--- Begin DATA SEGMENT ---
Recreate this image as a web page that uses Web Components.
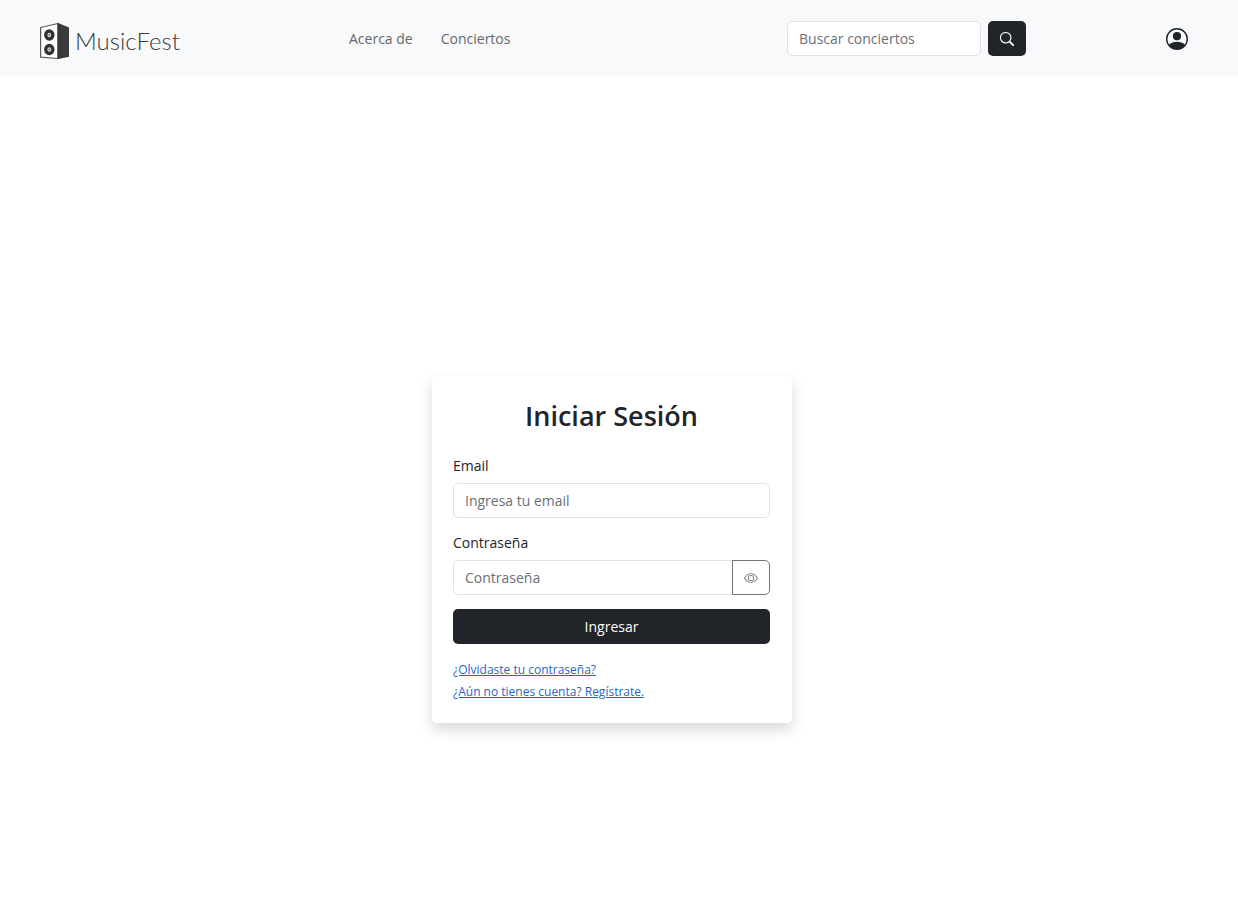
<!DOCTYPE html>
<html lang="es">
<head>
<meta charset="utf-8">
<meta name="viewport" content="width=device-width, initial-scale=1">
<title>MusicFest - Iniciar Sesión</title>
<style>
  body { margin: 0; font: 400 14px/21px "Open Sans", "Noto Sans", sans-serif; color: #212529; background: #fff; }
</style>
</head>
<body>
<mf-app></mf-app>
<script>
const base = `
  *, *::before, *::after { box-sizing: border-box; }
  button { font: inherit; cursor: pointer; padding: 0; display: grid; place-items: center; }
  input { font: inherit; color: inherit; height: 35px; min-width: 0; padding: 0 11px; background: #fff; border: 1px solid #dee2e6; border-radius: 5px; }
  input::placeholder { color: #6c7073; opacity: 1; }
  svg { display: block; }
`;
const define = (name, html) => {
  const template = document.createElement('template');
  template.innerHTML = html;
  customElements.define(name, class extends HTMLElement {
    constructor() {
      super();
      this.attachShadow({ mode: 'open' }).append(template.content.cloneNode(true));
    }
  });
};

define('mf-logo', `
  <style>${base}
    :host { display: block; }
    a { display: flex; align-items: center; gap: 5px; color: #3a3a3c; text-decoration: none; }
    span { font: 300 24px/38px Lato, sans-serif; }
  </style>
  <a href="#" aria-label="MusicFest">
    <svg width="32" height="38" viewBox="0 0 32 38" aria-hidden="true">
      <path d="M2.600 5.500 20 1.500v35L2.600 35.200z" fill="#fff" stroke="#58585a" stroke-width="1.2" stroke-linejoin="round"/>
      <path d="M19.500 .8 31 5.500v29.300L19.500 37.300z" fill="#3a3a3c"/>
      <g fill="#303032"><ellipse cx="11.300" cy="13" rx="5.200" ry="5.800"/><ellipse cx="11.300" cy="27.500" rx="5.200" ry="5.800"/></g>
      <g fill="#ddd"><ellipse cx="11.300" cy="13" rx="1.900" ry="2.300"/><ellipse cx="11.300" cy="27.500" rx="1.900" ry="2.300"/></g>
      <g fill="#77777a"><circle cx="11.300" cy="13" r="1"/><circle cx="11.300" cy="27.500" r="1"/></g>
    </svg>
    <span>MusicFest</span>
  </a>`);

define('mf-nav', `
  <style>${base}
    nav { display: flex; gap: 28px; }
    a { color: #666769; text-decoration: none; }
  </style>
  <nav><a href="#">Acerca de</a><a href="#">Conciertos</a></nav>`);

define('mf-search', `
  <style>${base}
    form { display: flex; gap: 7px; }
    input { width: 194px; }
    button { width: 38px; height: 35px; border: 0; border-radius: 5px; background: #212529; color: #fff; }
  </style>
  <form role="search">
    <input type="search" placeholder="Buscar conciertos" aria-label="Buscar conciertos">
    <button type="button" aria-label="Buscar">
      <svg width="14" height="14" viewBox="0 0 16 16" fill="currentColor" stroke="currentColor" stroke-width=".3"><path d="M11.742 10.344a6.5 6.5 0 1 0-1.397 1.398h-.001q.044.06.098.115l3.85 3.85a1 1 0 0 0 1.415-1.414l-3.85-3.85a1 1 0 0 0-.115-.1zM12 6.5a5.5 5.5 0 1 1-11 0 5.5 5.5 0 0 1 11 0"/></svg>
    </button>
  </form>`);

define('mf-header', `
  <style>${base}
    :host { display: block; background: #f8f9fa; }
    header { display: grid; grid-template-columns: 311fr 438fr 379fr auto; align-items: center; min-height: 77px; padding: 0 50px 0 38px; }
    mf-logo { padding-top: 4px; }
    button { width: 22px; height: 22px; border: 0; background: none; color: #212529; }
  </style>
  <header>
    <mf-logo></mf-logo><mf-nav></mf-nav><mf-search></mf-search>
    <button type="button" aria-label="Cuenta">
      <svg width="22" height="22" viewBox="0 0 22 22"><defs><clipPath id="c"><circle cx="11" cy="11" r="10.5"/></clipPath></defs><circle cx="11" cy="11" r="10.3" fill="none" stroke="currentColor" stroke-width="1.4"/><circle cx="11" cy="8.2" r="4.1" fill="currentColor"/><path d="M2.5 17.5Q5 13.8 11 13.8t8.500 3.700Q16 22 11 22T2.500 17.500" fill="currentColor" clip-path="url(#c)"/></svg>
    </button>
  </header>`);

define('mf-field', `
  <style>:host { display: grid; gap: 7px; }</style>
  <slot name="label"></slot><slot></slot>`);

define('mf-login', `
  <style>${base}
    :host { display: block; width: 360px; max-width: 100%; padding: 21px 22px 21px 21px; background: #fff; border-radius: 5px; box-shadow: 0 7px 14px rgba(0,0,0,.15); }
    h1 { margin: 0 0 20px; font-size: 27px; line-height: 38px; font-weight: 600; text-align: center; }
    form { display: grid; gap: 14px; }
    input { width: 100%; }
    .group { display: flex; }
    .group input { flex: 1; border-right: 0; border-radius: 5px 0 0 5px; }
    .group button { width: 38px; height: 35px; color: #6c757d; background: #fff; border: 1px solid #6c757d; border-radius: 0 5px 5px 0; }
    .submit { height: 35px; border: 0; border-radius: 5px; background: #212529; color: #fff; font-weight: 500; }
    .links { display: grid; justify-items: start; gap: 1px; margin-top: 15px; font-size: 12px; }
    .links a { color: #1f66c9; }
  </style>
  <h1>Iniciar Sesión</h1>
  <form>
    <mf-field><label slot="label" for="email">Email</label><input id="email" type="email" placeholder="Ingresa tu email"></mf-field>
    <mf-field><label slot="label" for="password">Contraseña</label>
      <div class="group"><input id="password" type="password" placeholder="Contraseña">
        <button type="button" aria-label="Mostrar contraseña"><svg width="14" height="14" viewBox="0 0 16 16" fill="currentColor"><path d="M16 8s-3-5.500-8-5.500S0 8 0 8s3 5.500 8 5.500S16 8 16 8M1.173 8a13 13 0 0 1 1.660-2.043C4.120 4.668 5.880 3.500 8 3.500s3.879 1.168 5.168 2.457A13 13 0 0 1 14.828 8q-.086.130-.195.288c-.335.480-.830 1.120-1.465 1.755C11.879 11.332 10.119 12.500 8 12.500s-3.879-1.168-5.168-2.457A13 13 0 0 1 1.172 8z"/><path d="M8 5.500a2.500 2.500 0 1 0 0 5 2.500 2.500 0 0 0 0-5M4.500 8a3.500 3.500 0 1 1 7 0 3.500 3.500 0 0 1-7 0"/></svg></button>
      </div></mf-field>
    <button class="submit" type="button">Ingresar</button>
  </form>
  <div class="links"><a href="#">¿Olvidaste tu contraseña?</a><a href="#">¿Aún no tienes cuenta? Regístrate.</a></div>`);

define('mf-app', `
  <style>${base}
    :host { display: flex; flex-direction: column; min-height: 100vh; }
    main { flex: 1; display: grid; place-items: center; padding: 115px 14px 0 0; }
  </style>
  <mf-header></mf-header>
  <main><mf-login></mf-login></main>`);
</script>
</body>
</html>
--- End DATA SEGMENT ---
WHAT TO PRODUCE
Your task is to gather every line with the word "this" and copy it.

EXERCISE OUTPUT
Recreate this image as a web page that uses Web Components.
      this.attachShadow({ mode: 'open' }).append(template.content.cloneNode(true));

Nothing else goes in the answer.